Functional and phenotypic correction in mdx mice following treatment with the B-MSP-PMO conjugate at six biweekly 6 mg/kg doses. (a) Muscle function was assessed using a functional grip strength test to determine the physical improvement of B-MSP-PMO-treated mdx mice. Significant force recovery was detected in treated mdx mice compared with untreated controls(t-test, *P < 0.05; six mice each group). (b) Evaluation of the numbers of centrally nucleated myofibers in TA, quadriceps, and biceps muscles following repeated B-MSP-PMO treatment compared with the corresponding untreated mdx muscles.

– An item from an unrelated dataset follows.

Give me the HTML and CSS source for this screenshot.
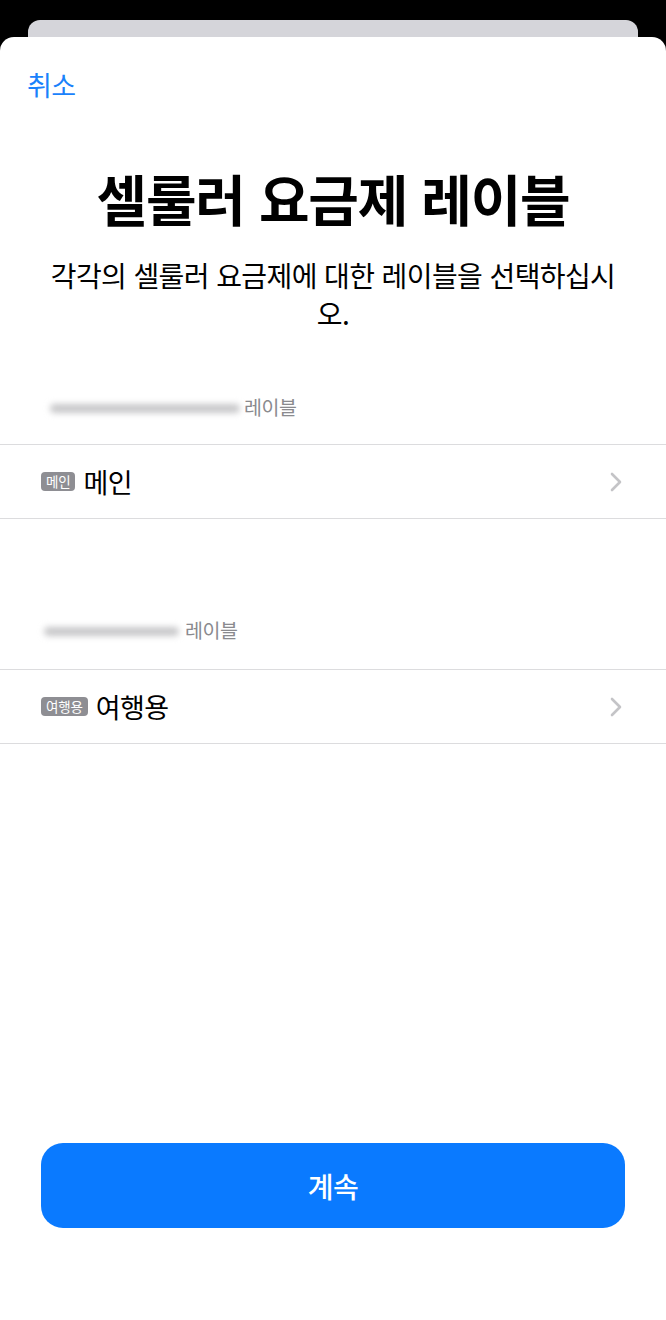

Data show a significant decrease in the number of centrally nucleated myofibers in treated mdx muscles compared with untreated controls (t-test, P < 0.05; six sections per tissue/muscle analyzed; six mice each group). (c) Measurement of serum creatine kinase (CK) levels as an index of ongoing muscle membrane instability in treated mdx mice compared with mdx control mice. Data show a significant fall in the serum CK levels in mdx mice treated with B-MSP-PMO compared with untreated age-matched mdx controls (t-test, P < 0.05; six mice each group). (d) Restoration of the dystrophin-associated protein complex (DAPC) in mdx mice with repeated B-MSP-PMO treatment at 6 mg/kg was studied to assess dystrophin function and recovery of normal myoarchitecture. DAPC protein components β-dystroglycan, α-sarcoglycan, and nNOS were detected by immunostaining in serial tissue cross-sections of TA muscles from treated mdx mice compared with untreated mdx mice and normal C57BL6 mice (arrow indicated identical muscle fibers). Bar = 200 µm. MSP, muscle-specific heptapeptide; nNOS, neuronal nitric oxide synthase; PMO, phosphorodiamidate morpholino.

Figure 4

Investigation of systemic immunotoxicity in mdx mice treated with the multiple B-MSP-PMO conjugate administration. (a) Measurement of serum levels of aspartate aminotransferase (AST) and alanine aminotransferase (ALT) enzymes in treated mdx mice compared with untreated mdx mice. Data show a improved pathological parameters in B-MSP-PMO-treated mdx mice compared with untreated controls with significantly lower serum levels of both enzymes (t-test, *P < 0.05; six mice each group). (b) Hematoxylin and eosin staining of kidney (upper panel) and liver (lower panel) tissues sections from treated mdx mice with B-MSP-PMO, untreated mdx mice, and C57BL6 normal controls. Bar = 200 µm. Tissue sections from renal cortex show normal glomerular and tubule tissue architecture in B-MSP-PMO treated and control mice. No difference was observed for B-MSP-PMO treated mdx mice and untreated mdx controls in liver sections. (c) Detection of CD3⁺ T lymphocytes in the diaphragms of treated and untreated mdx mice. Bar = 100 µm. Arrows indicate the T lymphocytes detected by CD3 mouse monoclonal antibody. (d) ELISA results to detect specific antibody against the B-MSP-PMO compound in the serum from the treated mdx mice at 6 mg/kg biweekly dosing regimens. No difference was observed between treated and untreated mdx mice (six mice each group). ELISA, enzyme-linked immunosorbent assay; MSP, muscle-specific heptapeptide; PMO, phosphorodiamidate morpholino.